No Stoppin' Apple
Rest up weary tech investors because come Monday afternoon,
Apple might offer up the ultimate party. We touch on Apple's remarkable story throughout
every quarter, but earnings provides the chance to back up so much
sizzle with a whole lot of steak, they put meat on the bone, show the
fire beneath all that smoke, and give Macolytes the chance to stare down
the non-believers. And laugh. It's been a crazy earnings season so far, with
blow out quarters from Intel, IBM, and
eBay and strong numbers from Google, but
investors flee on the news (except for eBay.) Does Apple run the same
risk? Unlikely. Apple has captured a kind
of perpetual motion in the market completely elusive to all others who
have tried to match its performance. Monday's numbers should be a
knock-out, but longer term, there simply is no better company in a
better position than Apple. How can I say that? Consider that sales are growing, Apple has a cash
war chest of $35 billion (more than Cisco, Microsoft, Google,
GE, etc.) and yet it only claims 4 percent of the global PC
market. Mac sales of 3 million units a quarter are the best in the
company's history, iPhone continues to soar. Heck, iPod is an incredible
story even after all these years. And yet, Apple still has enormous
global opportunities ahead in both Macs and smart phones. It borders on
the mind-blowing. Oh, and there's that
other little piece of hardware on the way. Something about a tablet?

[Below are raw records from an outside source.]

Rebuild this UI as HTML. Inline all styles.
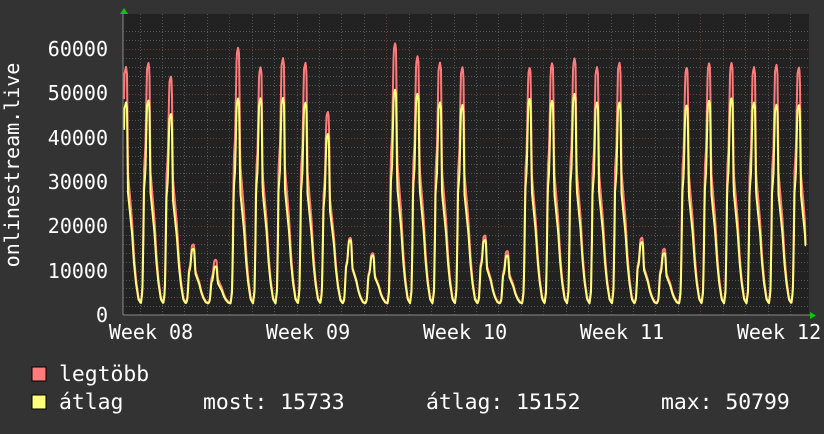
<!DOCTYPE html>
<html><head><meta charset="utf-8"><style>
body{margin:0;background:#333;width:824px;height:430px;overflow:hidden;font-family:"DejaVu Sans Mono","Liberation Mono",monospace;}
svg text{font-family:"DejaVu Sans Mono","Liberation Mono",monospace;fill:#fff;}
</style></head><body>
<svg id="g" width="824" height="430" xmlns="http://www.w3.org/2000/svg">
<rect width="824" height="430" fill="#333"/>
<rect x="123" y="14" width="686" height="301" fill="#222"/>
<g id="grid"></g>
<polyline id="mx" fill="none" stroke="#ff7b7b" stroke-width="2" stroke-linejoin="round"/>
<polyline id="av" fill="none" stroke="#ffff7b" stroke-width="2" stroke-linejoin="round"/>
<line x1="123" y1="315" x2="812" y2="315" stroke="#888" stroke-width="1"/>
<line x1="123" y1="12" x2="123" y2="315" stroke="#888" stroke-width="1"/>
<polygon points="120,14 124,8 128,14" fill="#0c0"/>
<polygon points="810,312 816,315.5 810,319" fill="#0c0"/>
<g font-size="20" text-anchor="end">
<text x="108" y="322">0</text><text x="108" y="278">10000</text><text x="108" y="233">20000</text>
<text x="108" y="189">30000</text><text x="108" y="145">40000</text><text x="108" y="100">50000</text><text x="108" y="56">60000</text>
</g>
<text transform="translate(19,165) rotate(-90)" font-size="20" text-anchor="middle">onlinestream.live</text>
<g font-size="20" text-anchor="middle">
<text x="151" y="339">Week 08</text><text x="308" y="339">Week 09</text><text x="465" y="339">Week 10</text>
<text x="622" y="339">Week 11</text><text x="779" y="339">Week 12</text>
</g>
<rect x="32" y="367" width="14" height="14" fill="#ff7b7b" stroke="#000" stroke-width="1"/>
<rect x="32" y="395" width="14" height="14" fill="#ffff7b" stroke="#000" stroke-width="1"/>
<g font-size="21.4">
<text x="59" y="381">legtöbb</text>
<text x="59" y="409">átlag</text>
<text x="203" y="409">most: 15733</text>
<text x="426" y="409">átlag: 15152</text>
<text x="661" y="409">max: 50799</text>
</g>
</svg>
<script>
var ns="http://www.w3.org/2000/svg",g=document.getElementById('grid');
function ln(x1,y1,x2,y2,c,d){var l=document.createElementNS(ns,'line');l.setAttribute('x1',x1);l.setAttribute('y1',y1);l.setAttribute('x2',x2);l.setAttribute('y2',y2);l.setAttribute('stroke',c);l.setAttribute('stroke-width',1);if(d)l.setAttribute('stroke-dasharray',d);g.appendChild(l);}
for(var v=2000;v<=64000;v+=2000){var y=Math.round(315-v*0.00443)+0.5;if(y<14)break;ln(123,y,809,y,v%10000?'#555':'#6a3a3a','1,2');}
for(var k=-6;k<40;k++){var x=229.3+k*22.43;if(x<124||x>809)continue;var maj=((k%7)+7)%7==0;ln(Math.round(x)+0.5,14,Math.round(x)+0.5,315,maj?'#6a3a3a':'#555','1,2');}
var pm=[56000,57000,54000,16000,12500,60500,56000,58000,57000,46000,17500,14000,61500,58500,57000,56000,18000,14500,56000,57000,58000,56000,57000,17500,15000,56000,57000,57000,56000,56500,56000];
var pa=[48000,48500,45500,15000,11000,49000,49000,49000,48000,41000,17000,13500,51000,50000,48000,47500,17000,13500,49000,48500,50000,48000,48000,16500,14000,47500,48500,49000,48000,47500,47500];
var sh=[[-7.5,0.0],[-6,0.06],[-5,0.33],[-4.5,0.55],[-3,0.65],[-1.5,0.97],[0,1],[1,0.97],[2,0.55],[4,0.45],[6,0.35],[8,0.2],[10,0.1],[12.5,0.02],[14.93,0.0]];
function f(d){if(d<=sh[0][0])return sh[0][1];for(var i=1;i<sh.length;i++){if(d<=sh[i][0]){var a=sh[i-1],b=sh[i];return a[1]+(b[1]-a[1])*(d-a[0])/(b[0]-a[0]);}}return 0;}
var m=[],a=[];
for(var x=124;x<=806;x+=0.5){var r=(x-126)/22.43,i=Math.floor(r),d=(r-i)*22.43;
if(d>14.93){i+=1;d-=22.43;}
var ii=Math.max(0,Math.min(pm.length-1,i));
var P=pm[ii],A=pa[ii];var t=f(d);if(i<0)t=Math.max(t,0.9);
var vm=2800+(P-2800)*t,va=2600+(A-2600)*t;
if(x>=805.5){va=15733;vm=16000;}
m.push(x+','+(315-vm*0.00443).toFixed(1));a.push(x+','+(315-va*0.00443).toFixed(1));}
document.getElementById('mx').setAttribute('points',m.join(' '));
document.getElementById('av').setAttribute('points',a.join(' '));
</script>
</body></html>
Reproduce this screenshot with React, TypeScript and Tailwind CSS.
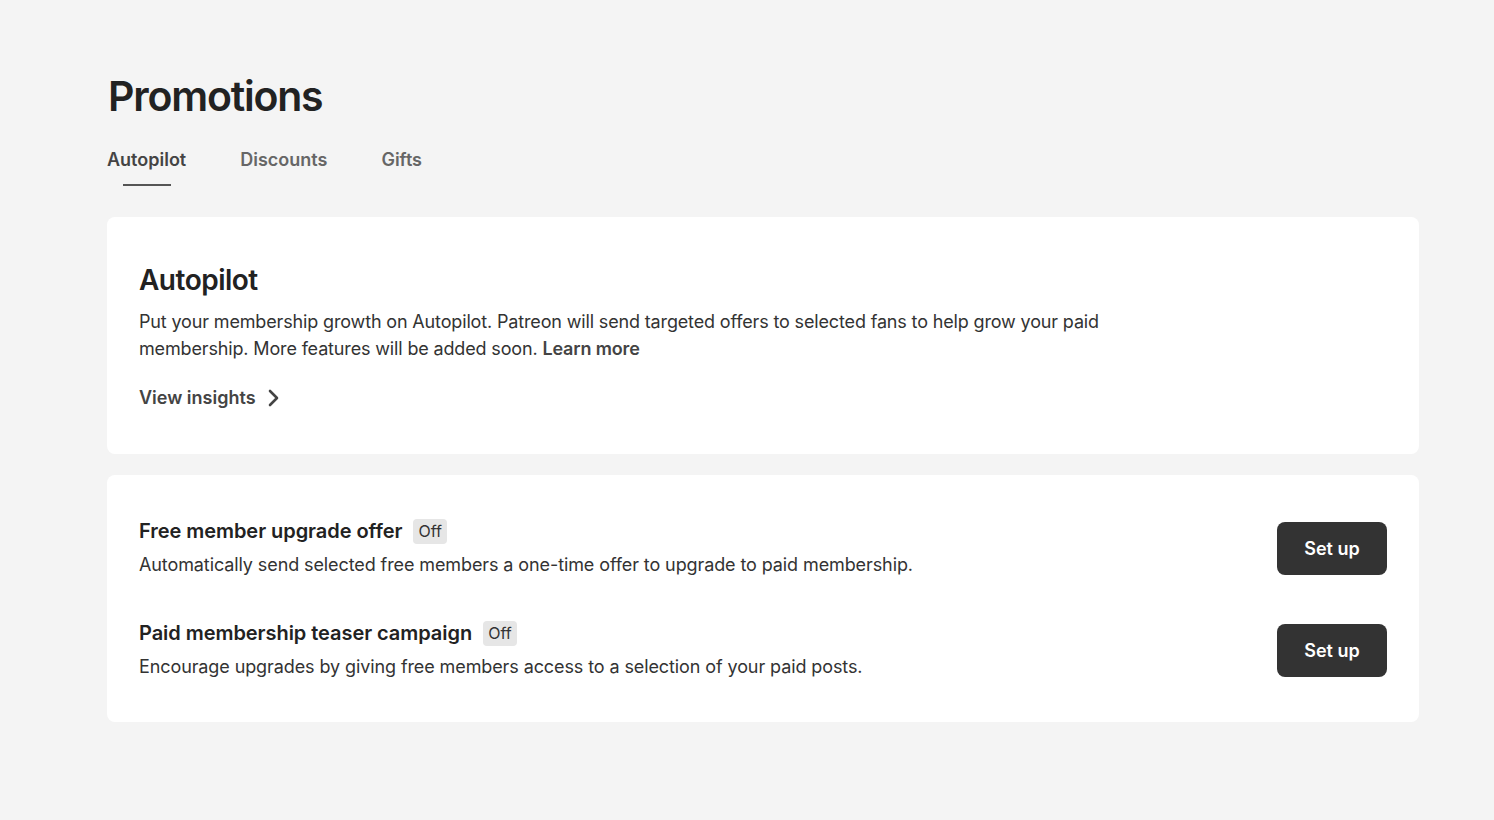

(More on that next week.) We don't even
know what it is or what it will look like and yet various analysts say
if it's released, as rumored, in March, it'll generate at least $1
billion this year. Then there's the
software side of the business: MacOS, App Store. Microsoft's Steve Ballmer can crow all he wants
about the 300 million PCs that'll sell this year running Windows 7, but
none of them carries the magic-in-a-box Macs do, nor can Microsoft [~] or
anyone else, tout the kind of growth Apple enjoys. Naysayers will dismiss all this discussion as
"fanboy drivel," or complain that those who accentuate Apple's positives
have "drunk the Kool-Aid," and my answer to them is simple: Look at the
fundamentals. Look at the growth, the margins, the cash, the lines at
Apple stores. When all (or even any?) of those begin to shrink, I'll be
the first to step up and call attention to it. Deutsche Bank took Apple
off its short-term "buy" list this morning, and we'll see Monday if that
was prescient or problematic. With that as
the backdrop, let's talk numbers: The Street is looking for GAAP
earnings per share of $2.06 on $12 billion in revenue. Gross margins
should be around 36 percent. For Apple's
fiscal second quarter, don't be alarmed by its historically conservative
guidance, with the Street looking for $1.75 and $10.3 billion in
revenue. On a unit by unit basis, 3 million
Macs (and that would be an 18 percent jump from Q4 last year); 9 million
iPhones (more than double the number from Q4 last year); and 20 million
iPods. There's a lot of optimism here.
Almost a froth. That might be behind DB's downgrade today. Monday should
offer a good look into just how far along Apple has come, and how far it
has yet to go. And then there's the event Wednesday. Monday could be the
strong jab to the forehead; Wednesday the upper-cut to the chin as Apple
continues to try to knock out the naysayers.